MI – No teu percurso o que foi fundamental para seres o que és hoje na música?
LV – Foi muito importante para mim ter participado no primeiro Festival de Cabo Verde onde acompanhei, com o Gota d’Ága, vários artistas o que me deu imenso prazer, experiência, visibilidade e reconhecimento. Foi na sequência da minha participação no Festival que surgiu o convite para vir a Portugal gravar o disco “Hey Morena”, primeiro disco do Vlú. Foi uma agradável surpresa que viria a mudar todo o rumo da minha vida. Pensei logo que seria um desafio de uma nova etapa na minha curta carreira como músico e não hesitei em aceitar. Cheguei a Lisboa em Setembro de 1984. Foi uma mudança radical para mim e, embora não tivesse a intenção de ficar a viver em Portugal, a situação acabou por se tornar favorável, pois encontrei melhores condições de trabalho, num mercado mais evoluído e uma rampa de lançamento para o mundo. Foi muito enriquecedora a experiência de poder trocar ideias com outros músicos, partilhar palcos, estudar, viajar, e aprender a trabalhar com pessoas de um mundo completamente diferente.
MI – E a galeria “Nhô Djunga” ?
LV – Sim foi determinante no início da carreira. Foi quando conheci o conceituado Vasco Martins, que tinha chegado da França e me convidou para umas audições, workshops na Galeria Nhô Djunga. Era um lugar emblemático e mágico, onde havia instrumentos musicais, bateria, baixo, guitarras, E.P. (eletric piano) e aparelhagens onde se ouvia música jazz fusion, de discos em vinil que ele trouxe de França. Ali eu tive a oportunidade de conhecer pela primeira vez grandes e virtuosos músicos como Milles Davis, Coltraine, Jaco Pastorius e outros tantos que vieram definitivamente influenciar o meu estilo musical.
Foi naquele espaço cultural que surgiu a ideia da realização do primeiro festival de Cabo Verde, o de Baía das Gatas.
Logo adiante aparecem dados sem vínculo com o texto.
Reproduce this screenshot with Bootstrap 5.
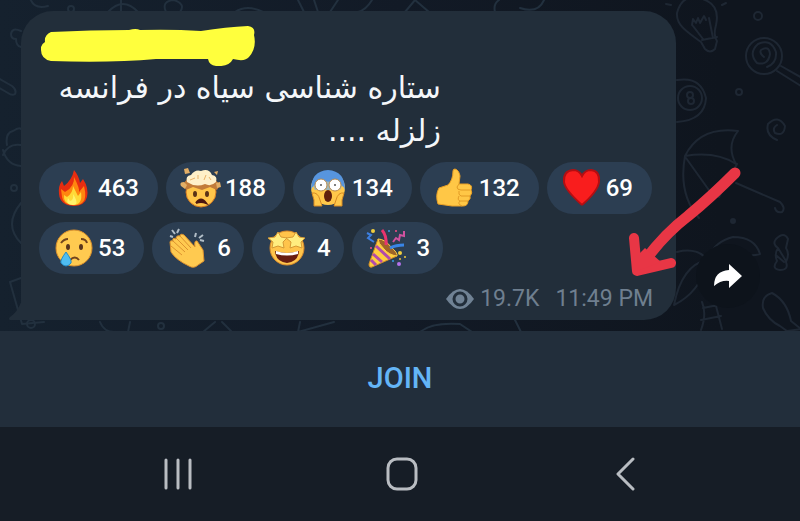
<!DOCTYPE html>
<html lang="en">
<head>
<meta charset="utf-8">
<meta name="viewport" content="width=device-width, initial-scale=1">
<title>Channel</title>
<link rel="stylesheet" href="https://cdn.jsdelivr.net/npm/bootstrap@5.3.0/dist/css/bootstrap.min.css">
<style>
body{background:#161d26;font-family:Roboto,"Noto Sans",sans-serif}
.chat{background:linear-gradient(90deg,#15212e 0,#121a26 50%,#0f151e 90%);padding:11px 40px 11px 21px;overflow:hidden}
.doodles{left:0;top:0;fill:none;stroke:#22303e;stroke-width:2;stroke-linecap:round;stroke-linejoin:round}
.bubble{background:#222e3a;border-radius:32px 32px 32px 0;padding:14px 18px 5px;width:655px;z-index:1}
.tail{left:-13px;bottom:0}
.scribble{margin-left:2px}
.message{font-family:"DejaVu Sans",sans-serif;font-size:30px;line-height:43px;color:#f4f7fa;width:402px}
.reactions{gap:8px;margin-top:10px}
.reaction{background:#2c3e52;color:#fff;border:0;height:52px;padding:0 19px 0 14px;font-size:24px;font-weight:500;gap:4px}
.reaction.single{padding-right:13px;gap:10px}
.reaction svg{width:41px;height:40px;flex:none}
.meta{color:#6f7f8f;font-size:23px;line-height:32px;margin-top:9px;padding-right:5px;gap:16px}
.views{gap:6px}
.share{width:64px;height:64px;background:#0d131b;border:0;margin-bottom:12px;z-index:1}
.arrow{left:620px;top:160px;z-index:2}
.join{background:#222e3b;color:#64b5f6;height:96px;border:0;font-size:29px;font-weight:500}
.sysbar{height:93px;padding:0 62px 0 66px}
.sysbar button{width:224px;background:none;border:0}
</style>
<script src="https://cdn.jsdelivr.net/npm/bootstrap@5.3.0/dist/js/bootstrap.bundle.min.js"></script>
</head>
<body>
<main class="chat position-relative d-flex align-items-end justify-content-between">
<svg class="doodles position-absolute" width="800" height="332" aria-hidden="true">
<path d="M30-2q4 12 18 8M21 31q-9-4-10 3 0 5 5 5 0 7 5 8M-2 78l14 8q5 4 3 8-3 2-7-1l-12-7M7 145q-2-12 6-14 6-4 8-2M3 155q5-12 18-10M3 150q4 15 18 16M21 203q-18 22 0 40M10 282l11-4M10 282l12 42 22-2M108 12q15-16 30 0M121 0v12M166 12q-5-11 8-12 12 4 6 12M235 12q12-8 28 0M298 0l6 12M314 0l4 12M330 12l8-12M372 0q-6 10-14 12M405 12l10-12 14 12M495 12q-2-8 4-12M520 8q18 6 24-8M100 322q4 10 14 10M130 322l-2 10M203 332l12-10M222 322l10 10M300 322l-2 10 36-10M420 332q12-10 40-8l12 8M515 320l6 12"/>
<circle cx="71" cy="9" r="3"/><circle cx="14" cy="188" r="3"/><circle cx="31" cy="324" r="4"/><circle cx="161" cy="326" r="3"/>
<g stroke="#1e2733">
<path d="M701 42C687 32 676 25 677 13q5-19 22-15 22 5 17 27-3 11 1 16l-2 8q-5 5-10 0zM702 40l15-3M693 26l10 13M709 18l4 20M692 25l1-6 3 4 2-5 2 5 4-7 2 4M666 4l5 1M722 5l4-2"/>
<circle cx="758" cy="16" r="4"/><circle cx="739" cy="92" r="3"/>
<circle cx="764" cy="56" r="18"/><path d="M764 57q-5-4-3-7 8-5 9 4-2 12-13 9-9-10 1-19 13-6 18 8 1 11-9 15M781 66l23 13M777 71l24 15"/>
<path d="M677 80q24-4 29 18-1 22-29 24"/><circle cx="690" cy="98" r="12"/><circle cx="690" cy="95" r="3"/><circle cx="691" cy="101" r="3"/>
<path d="M777 140q-12-5-9-16 10-10 17 2-1 11-10 7-3-5 2-8M685 156q15-30 53-25-12 15-2 33-20-13-51-8zM685 156q-7 38 14 62M686 158l25 35M737 164l-18 33M736 183l44 19q6 6 2 10-6 1-7-4"/>
<circle cx="733" cy="221" r="2" fill="#1e2733"/>
<path d="M677 252q20-5 31 8 5-18 25-23 22 0 27 17-10 3-19-1l-33 6M707 260q-25 5-33 45 25-12 35-44M702 302q5 12-1 28M716 306l6 23M703 308l15-3M701 320l20-4M776 239q8-8 12 0l-2 9q4 6 0 14 3 8-6 8-9-1-3-9-3-7 1-13-6-4-2-9zM778 248l8 13M777 256l7 6M763 308q-2-12 9-15 15 8 19 28l10 8-14 2-7-5q-12-6-17-18z"/>
</g>
</svg>
<article class="bubble position-relative d-flex flex-column">
<svg class="tail position-absolute" width="14" height="20" aria-hidden="true"><path d="M14 0v20H2q-2-1 0-3Q9 13 14 0" fill="#222e3a"/></svg>
<svg class="scribble" width="216" height="41" aria-hidden="true"><path d="M10 7 Q50 5 88 5 Q95 3 99 5 Q130 4 160 6 Q185 2 207 1 Q215 2 213 10 Q216 23 208 32 Q204 37 192 34 Q188 42 175 41 Q168 40 167 34 L115 34 Q70 38 10 36 Q0 34 0 25 Q-1 20 4 17 Q3 10 10 7Z" fill="#ffff3d"/></svg>
<p class="message mb-0" dir="rtl" lang="fa">ستاره شناسی سیاه در فرانسه<br>زلزله ....</p>
<div class="reactions d-flex flex-wrap">
<button class="reaction rounded-pill d-flex align-items-center" aria-label="Fire 463"><svg viewBox="0 0 41 40"><path d="M21 2q5 6 6 13l3-4q6 9 4 18-2 9-14 9Q7 37 6 26q-1-8 3-13l2 5Q19 12 21 2" fill="#e72d10"/><path d="M21 9q6 12 5 15l5-6q3 12-1 16-4 4-11 3-9-1-10-8l-1-8 4 3q10-5 9-17" fill="#ff860f"/><path d="M20 18l5 10 3-4q2 13-8 13-10-1-9-10l3 2q6-4 6-11" fill="#ffda38"/><path d="M20 26q7 11 0 11-8 0-5-7l2 3q4-1 3-7" fill="#fff36b"/></svg><span>463</span></button>
<button class="reaction rounded-pill d-flex align-items-center" aria-label="Mind blown 188"><svg viewBox="0 0 41 40"><circle cx="21" cy="24" r="15" fill="#ffc54a" stroke="#d47922"/><path d="M3 16l6-7 12-3 12 3 7 8-3 5-7-3-8 3-9-3-7 3z" fill="#c27b39"/><path d="M7 14q-2-6 4-7 4-6 10-4 8-3 11 4 6 1 4 7-5 5-11 2-9 4-18-2" fill="#fff0c9"/><path d="M10 12l5-2M18 11V7M24 12l2-5M31 12l-2-3" stroke="#eab36a"/><path d="M1 18q-2-4 3-4l3 3-2 4zM36 15l4-1 1 5-4 1zM4 1l4-1 2 5-5 1zM34 4l4-1-1 4z" fill="#e2ae66"/><ellipse cx="15" cy="26" rx="2" ry="3" fill="#5a3116"/><ellipse cx="27" cy="26" rx="2" ry="3" fill="#5a3116"/><path d="M16 35q5-7 10 0-5-2-10 0" fill="#4c1710" stroke="#4c1710" stroke-width="2"/></svg><span>188</span></button>
<button class="reaction rounded-pill d-flex align-items-center" aria-label="Scream 134"><svg viewBox="0 0 41 40"><circle cx="21" cy="20" r="17" fill="#ffc84a"/><path d="M4 22Q4 3 21 2q17 1 17 20-3-8-17-8T4 22" fill="#5795de"/><path d="M6 18q13-9 29 0l-2 4H8" fill="#9fb7ba"/><circle cx="14" cy="17" r="6" fill="#fff" stroke="#b98a4b"/><circle cx="28" cy="17" r="6" fill="#fff" stroke="#b98a4b"/><circle cx="14" cy="17" r="1" fill="#555"/><circle cx="28" cy="17" r="1" fill="#555"/><ellipse cx="21" cy="28" rx="4" ry="6" fill="#61200c"/><path d="M5 25q6-1 8 7l2 6H7V32zM37 25q-6-1-8 7l-2 6h8v-6z" fill="#ffc84a" stroke="#d78a23"/></svg><span>134</span></button>
<button class="reaction rounded-pill d-flex align-items-center" aria-label="Thumbs up 132"><svg viewBox="0 0 41 40"><path d="M21 1q4 1 5 7l-1 8h9q5 1 3 6 2 3-1 6 1 3-2 5 0 5-5 5H18L4 36q-3-9 1-16l9-3q5-5 5-14 0-2 2-2" fill="#ffc746" stroke="#e99f25"/><path d="M36 22h-9q-4 0-4-3l2-3M36 28h-9q-3-1-2-5M34 33h-8q-3-1-1-5M26 33q-3 3 2 5" fill="none" stroke="#e29b25" stroke-width="1"/></svg><span>132</span></button>
<button class="reaction rounded-pill d-flex align-items-center" aria-label="Heart 69"><svg viewBox="0 0 41 40"><path d="M21 37Q4 22 3 14 2 3 12 2q6 0 9 6 3-6 9-6 9 1 8 12-1 9-17 23" fill="#f91d1d" stroke="#b30e12" stroke-width="2"/></svg><span>69</span></button>
<button class="reaction rounded-pill d-flex align-items-center" aria-label="Crying 53"><svg viewBox="0 0 41 40"><circle cx="21" cy="20" r="18" fill="#ffca50" stroke="#d98e2b"/><ellipse cx="15" cy="19" rx="2" ry="3" fill="#59351c"/><ellipse cx="28" cy="19" rx="2" ry="3" fill="#59351c"/><path d="M8 15q3-4 7-4M28 11q5 0 6 4M17 32q5-5 9 0" fill="none" stroke="#71441d" stroke-width="2"/><path d="M13 24q6 8 5 11-5 6-10 0-1-3 5-11" fill="#4fbdf1" stroke="#278bc3"/></svg><span>53</span></button>
<button class="reaction single rounded-pill d-flex align-items-center" aria-label="Clap 6"><svg viewBox="0 0 41 40"><path d="M4 14l1 10q5 8 18 14 5 3 9-1l6-4-1-11-6-9q-3-1-2 6L18 7q-4-2-4 1-4-1-4 3-4-2-3 2-3-1-3 1" fill="#ffca50" stroke="#dd922e"/><path d="M7 13l12 11M10 10l12 12M14 8l11 12M5 18l11 9" stroke="#dc922f"/><path d="M4 8l3 1M6 2l3 4M13 1l-2 4M30 5l-1 4M37 7l-4 3M38 13l-4-1" stroke="#b1bdc7" stroke-width="2"/></svg><span>6</span></button>
<button class="reaction single rounded-pill d-flex align-items-center" aria-label="Star-struck 4"><svg viewBox="0 0 41 40"><circle cx="21" cy="20" r="17" fill="#ffc44b" stroke="#db8b2b"/><path d="M9 23q12 4 24 0-1 11-12 12Q10 34 9 23" fill="#681d10"/><path d="M10 23q11 4 22 0v3q-11 3-22 0" fill="#fff"/><path id="star" d="M12 4l3 5 6 1-4 4 1 6-6-2-6 2 1-6-5-4 7-1z" fill="#ffed80" stroke="#d59a35"/><use href="#star" x="18"/></svg><span>4</span></button>
<button class="reaction single rounded-pill d-flex align-items-center" aria-label="Party 3"><svg viewBox="0 0 41 40"><path d="M12 11l19 17-25 11q-3 1-3-3z" fill="#ffce3e" stroke="#d18c26"/><path d="M10 18l14 13M7 26l9 8M5 32l5 5" stroke="#b24baa" stroke-width="3"/><path d="M12 11q7 0 13 8 7 6 6 9-8-1-13-7-6-6-6-10" fill="#9e6428" stroke="#ffcd45" stroke-width="1"/><path d="M24 20q6-3 14-3" fill="none" stroke="#3985e6" stroke-width="3"/><path d="M20 17Q21 8 16 2" fill="none" stroke="#e8346e" stroke-width="3"/><path d="M27 14l3-4 3 2 1-5 4 1V3" fill="none" stroke="#d0529f" stroke-width="2"/><path d="M1 5l4 2-3 3 6 4" fill="none" stroke="#3d7fe0" stroke-width="2"/><g fill="#f1ce3f"><circle cx="7" cy="3" r="2"/><circle cx="34" cy="25" r="2"/><circle cx="39" cy="29" r="1"/></g><g fill="#f64d87"><circle cx="30" cy="3" r="1"/><circle cx="5" cy="20" r="1"/></g><circle cx="33" cy="36" r="2" fill="#b472ed"/><circle cx="34" cy="31" r="1" fill="#e9b93c"/><circle cx="23" cy="3" r="1" fill="#379ce8"/><circle cx="27" cy="33" r="1" fill="#379ce8"/></svg><span>3</span></button>
</div>
<div class="meta d-flex justify-content-end"><span class="views d-flex align-items-center"><svg width="28" height="20" aria-label="Views"><path d="M0 10Q7 0 14 0t14 10Q21 20 14 20T0 10" fill="#708294"/><circle cx="14" cy="10" r="6" fill="none" stroke="#222e3a" stroke-width="3"/></svg>19.7K</span><time>11:49 PM</time></div>
</article>
<button class="share rounded-circle d-flex align-items-center justify-content-center p-0" aria-label="Share"><svg width="30" height="26"><path d="M16 1l13 12-13 12v-7Q8 17 1 23 1 8 16 7z" fill="#fff"/></svg></button>
<svg class="arrow position-absolute" width="125" height="120" aria-hidden="true"><g fill="none" stroke="#e83645" stroke-linecap="round" stroke-linejoin="round"><path d="M115 13Q90 38 68 56 42 76 21 106" stroke-width="11"/><path d="M14 78l3 33 34-8" stroke-width="10"/></g><path d="M17 96l8-8 16 14-24 9z" fill="#e83645"/></svg>
</main>
<button class="join d-flex w-100 align-items-center justify-content-center p-0">JOIN</button>
<nav class="sysbar d-flex align-items-center justify-content-between" aria-label="System navigation">
<button aria-label="Recent apps"><svg width="30" height="34"><path d="M3 3v28M15 3v28M27 3v28" stroke="#b9bdc2" stroke-width="3" stroke-linecap="round"/></svg></button>
<button aria-label="Home"><svg width="32" height="34"><rect x="2" y="2" width="28" height="30" rx="9" fill="none" stroke="#b9bdc2" stroke-width="3"/></svg></button>
<button aria-label="Back"><svg width="20" height="34"><path d="M17 2L2 17l15 15" fill="none" stroke="#b9bdc2" stroke-width="3" stroke-linecap="round" stroke-linejoin="round"/></svg></button>
</nav>
</body>
</html>
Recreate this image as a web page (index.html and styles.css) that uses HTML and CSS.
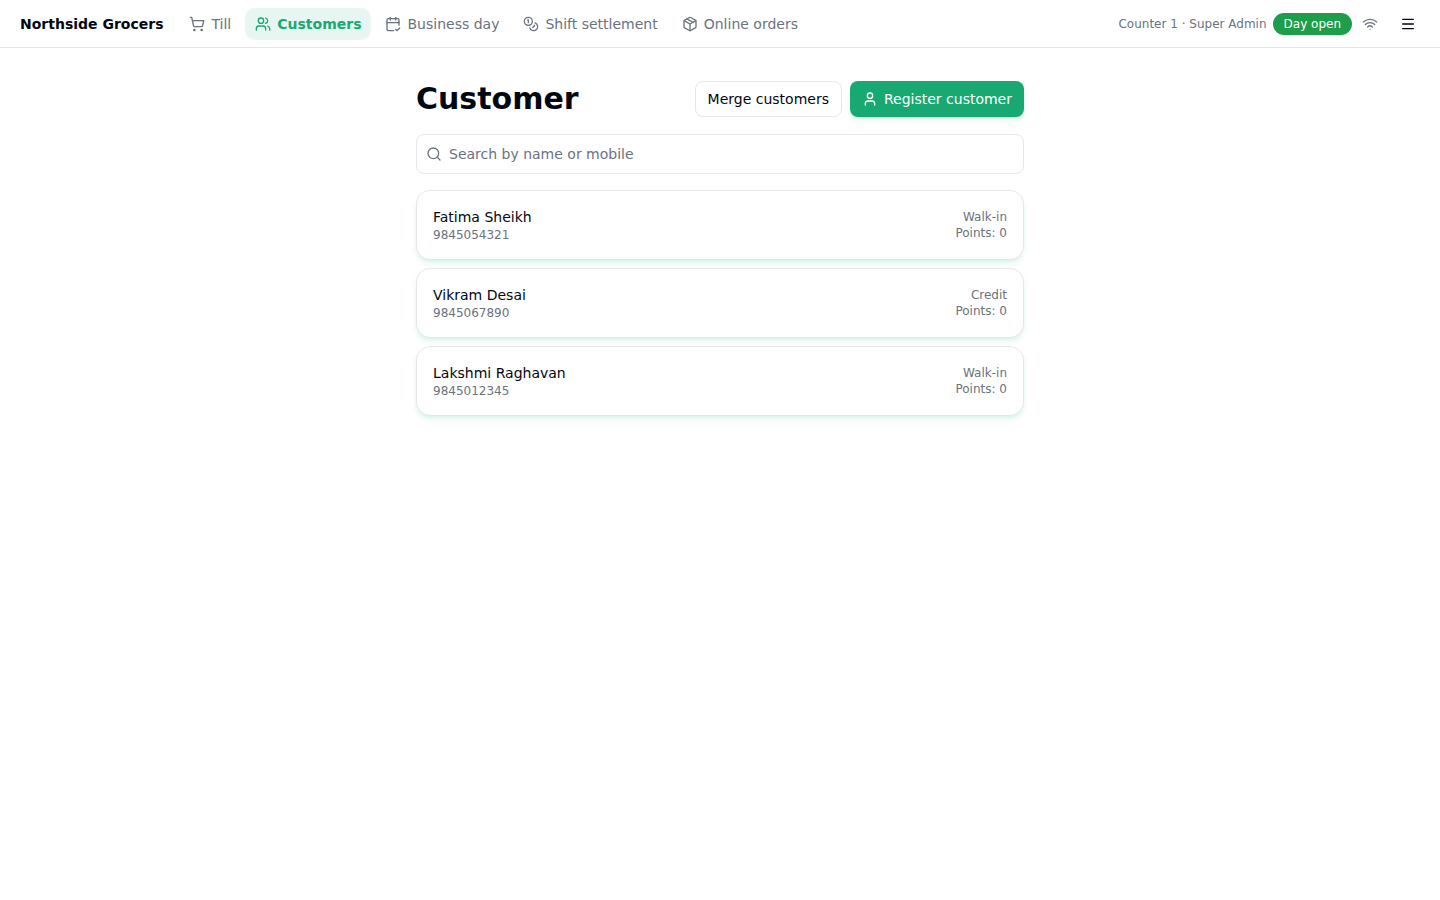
FILE: index.html
```html
<!DOCTYPE html>
<html lang="en">
<head>
<meta charset="utf-8">
<meta name="viewport" content="width=device-width, initial-scale=1">
<title>Customer · Northside Grocers</title>
<link rel="stylesheet" href="styles.css">
</head>
<body>
<header class="topbar">
  <div class="brand">Northside Grocers</div>
  <nav class="nav" aria-label="Main">
    <a class="nav-link" href="#till">
      <svg class="icon" viewBox="0 0 24 24" aria-hidden="true"><circle cx="8" cy="21" r="1"/><circle cx="19" cy="21" r="1"/><path d="M2.05 2.05h2l2.66 12.42a2 2 0 0 0 2 1.58h9.78a2 2 0 0 0 1.95-1.57l1.65-7.43H5.12"/></svg>
      Till</a>
    <a class="nav-link active" href="#customers" aria-current="page">
      <svg class="icon" viewBox="0 0 24 24" aria-hidden="true"><path d="M16 21v-2a4 4 0 0 0-4-4H6a4 4 0 0 0-4 4v2"/><circle cx="9" cy="7" r="4"/><path d="M22 21v-2a4 4 0 0 0-3-3.87"/><path d="M16 3.13a4 4 0 0 1 0 7.75"/></svg>
      Customers</a>
    <a class="nav-link" href="#business-day">
      <svg class="icon" viewBox="0 0 24 24" aria-hidden="true"><path d="M8 2v4"/><path d="M16 2v4"/><path d="M21 14V6a2 2 0 0 0-2-2H5a2 2 0 0 0-2 2v14a2 2 0 0 0 2 2h8"/><path d="M3 10h18"/><path d="m16 20 2 2 4-4"/></svg>
      Business day</a>
    <a class="nav-link" href="#shift-settlement">
      <svg class="icon" viewBox="0 0 24 24" aria-hidden="true"><circle cx="8" cy="8" r="6"/><path d="M18.09 10.37A6 6 0 1 1 10.34 18"/><path d="M7 6h1v4"/><path d="m16.71 13.88.7.71-2.82 2.82"/></svg>
      Shift settlement</a>
    <a class="nav-link" href="#online-orders">
      <svg class="icon" viewBox="0 0 24 24" aria-hidden="true"><path d="M11 21.73a2 2 0 0 0 2 0l7-4A2 2 0 0 0 21 16V8a2 2 0 0 0-1-1.73l-7-4a2 2 0 0 0-2 0l-7 4A2 2 0 0 0 3 8v8a2 2 0 0 0 1 1.73z"/><path d="M12 22V12"/><path d="M3.29 7 12 12l8.71-5"/><path d="m7.5 4.27 9 5.15"/></svg>
      Online orders</a>
  </nav>
  <div class="status">
    <span>Counter 1 · Super Admin</span>
    <span class="badge">Day open</span>
    <span class="network" role="img" aria-label="Online">
      <svg class="icon" viewBox="0 0 24 24" aria-hidden="true"><path d="M12 20h.01"/><path d="M2 8.82a15 15 0 0 1 20 0"/><path d="M5 12.86a10 10 0 0 1 14 0"/><path d="M8.5 16.43a5 5 0 0 1 7 0"/></svg>
    </span>
    <button class="menu-button" type="button" aria-label="Menu">
      <svg class="icon" viewBox="0 0 24 24" aria-hidden="true"><path d="M4 5h16"/><path d="M4 12h16"/><path d="M4 19h16"/></svg>
    </button>
  </div>
</header>
<main class="page">
  <div class="page-head">
    <h1 class="title">Customer</h1>
    <div class="actions">
      <button class="button" type="button">Merge customers</button>
      <button class="button primary" type="button">
        <svg class="icon" viewBox="0 0 24 24" aria-hidden="true"><path d="M19 21v-2a4 4 0 0 0-4-4H9a4 4 0 0 0-4 4v2"/><circle cx="12" cy="7" r="4"/></svg>
        Register customer</button>
    </div>
  </div>
  <label class="search">
    <svg class="icon" viewBox="0 0 24 24" aria-hidden="true"><circle cx="11" cy="11" r="8"/><path d="m21 21-4.3-4.3"/></svg>
    <input class="search-input" type="search" placeholder="Search by name or mobile" aria-label="Search by name or mobile">
  </label>
  <ul class="customers">
    <li><a class="card" href="#fatima-sheikh">
      <span class="person"><span class="name">Fatima Sheikh</span><span class="meta">9845054321</span></span>
      <span class="meta account"><span>Walk-in</span><span>Points: 0</span></span>
    </a></li>
    <li><a class="card" href="#vikram-desai">
      <span class="person"><span class="name">Vikram Desai</span><span class="meta">9845067890</span></span>
      <span class="meta account"><span>Credit</span><span>Points: 0</span></span>
    </a></li>
    <li><a class="card" href="#lakshmi-raghavan">
      <span class="person"><span class="name">Lakshmi Raghavan</span><span class="meta">9845012345</span></span>
      <span class="meta account"><span>Walk-in</span><span>Points: 0</span></span>
    </a></li>
  </ul>
</main>
</body>
</html>
```
FILE: styles.css
```css
:root {
  --ink: #030712;
  --muted: #6b7280;
  --line: #e5e7eb;
  --green: #18a973;
  --shadow: 0 4px 6px -1px rgba(24, 169, 115, 0.12), 0 2px 4px -2px rgba(24, 169, 115, 0.12);
}

* { box-sizing: border-box; }

body {
  margin: 0;
  min-height: 100vh;
  background: #fff;
  color: var(--ink);
  font: 14px/20px "DejaVu Sans", sans-serif;
}

a { color: inherit; text-decoration: none; }

button, input { font: inherit; color: inherit; }

.icon {
  display: block;
  flex: none;
  width: 16px;
  height: 16px;
  fill: none;
  stroke: currentColor;
  stroke-width: 2;
  stroke-linecap: round;
  stroke-linejoin: round;
}

.topbar {
  display: flex;
  align-items: center;
  gap: 16px;
  padding: 8px 16px 7px 20px;
  border-bottom: 1px solid var(--line);
}

.brand { font-weight: 700; white-space: nowrap; }

.nav { display: flex; gap: 4px; }

.nav-link {
  display: flex;
  align-items: center;
  gap: 6px;
  padding: 6px 10px;
  border-radius: 10px;
  color: var(--muted);
  white-space: nowrap;
}

.nav-link.active {
  background: #e8f6f1;
  color: var(--green);
  font-weight: 700;
}

.status {
  display: flex;
  align-items: center;
  gap: 6px;
  margin-left: auto;
  color: var(--muted);
  font-size: 12px;
  line-height: 16px;
  white-space: nowrap;
}

.badge {
  padding: 3px 11px;
  border-radius: 11px;
  background: #1e9d4a;
  color: #fff;
}

.network { padding: 4px; }

.menu-button {
  display: grid;
  place-items: center;
  width: 32px;
  height: 32px;
  margin-left: 4px;
  padding: 0;
  border: 0;
  border-radius: 8px;
  background: transparent;
  color: var(--ink);
}

.page {
  display: flex;
  flex-direction: column;
  gap: 16px;
  max-width: 640px;
  margin: 0 auto;
  padding: 32px 16px;
}

.page-head {
  display: flex;
  align-items: center;
  justify-content: space-between;
  gap: 16px;
}

.title { margin: 0; font-size: 30px; line-height: 38px; }

.actions { display: flex; gap: 8px; }

.button {
  display: flex;
  align-items: center;
  gap: 6px;
  padding: 7px 12px;
  border: 1px solid var(--line);
  border-radius: 8px;
  background: #fff;
}

.button.primary {
  padding: 8px 12px;
  border: 0;
  background: var(--green);
  color: #fff;
  box-shadow: var(--shadow);
}

.search {
  display: flex;
  align-items: center;
  gap: 7px;
  padding: 9px;
  border: 1px solid var(--line);
  border-radius: 8px;
  color: var(--muted);
}

.search-input {
  flex: 1;
  height: 20px;
  padding: 0;
  border: 0;
  outline: 0;
  background: transparent;
  color: var(--ink);
}

.search-input::placeholder { color: var(--muted); opacity: 1; }

.customers {
  display: grid;
  gap: 8px;
  margin: 0;
  padding: 0;
  list-style: none;
}

.card {
  display: flex;
  align-items: center;
  justify-content: space-between;
  padding: 16px;
  border: 1px solid var(--line);
  border-radius: 14px;
  background: #fff;
  box-shadow: var(--shadow);
}

.person, .account { display: flex; flex-direction: column; }

.meta { color: var(--muted); font-size: 12px; line-height: 16px; }

.account { text-align: right; }
```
Lembro-me de nomes como Vasco Martins, VLU, Tey, Vester, Txogass, Pinúria, Gaby Evora, Dani Mariano.
MI- O teu percurso fala por si?…
Não sei. Só sei dizer que já trabalhei em projetos interessantes e com características muito diferentes. Destaco as participações em várias causas de solidariedade na qual fiz concertos gratuitos pela Cruz vermelha de Lisboa, também em Cabo verde e Moçambique nos anos 90, altura em que houve uma grande seca que devastou todo o país tendo morrido à fome.
Um dos projetos que mais me inspirou pela sua inovação foi o Ébano, um grupo de Afro cool House, formado por Undo drums, André Cabaço voz e bass, John Santos guitarra, Mick Trovoada percussão e eu próprio no Key. Este grupo que marcou presença nos anos 2000, com uma sonoridade única misturando o Afro cool House alternativo, com uma excelência musical que na altura foi um destaque pioneiro que atraia muito o público. Outra experiência fantástica em que eu participei, foi no “Sete Sóis Sete Luas”.
Em 2013, quando estive em Cabo Verde, organizava as quintas-feiras “jam session” em minha casa com o intuito de descobrir jovens talentos e partilhar com eles todo o conhecimento adquirido nas várias áreas que domino. Formei um grupo chamado John Miller Gaz Band em que fazíamos música original com base numa fusão de estilo Jazz e ritmos de Cabo Verde, e atuámos em vários eventos de cariz cultural.
Um dos projetos que me deu imenso prazer foi ter acompanhado o músico e compositor Tcheka, o qual tem um estilo único e uma forma muito própria de abordar a música, e que tem um estilo de música que não se enquadra em nenhuma categoria, o que lhe trouxe louvores de um novo estilo musical quase inqualificável.
Foram muitos anos de estrada, divulgando e promovendo a música de Cabo Verde de qualidade pelos quatro cantos do mundo. Viajámos por mais de 50 países.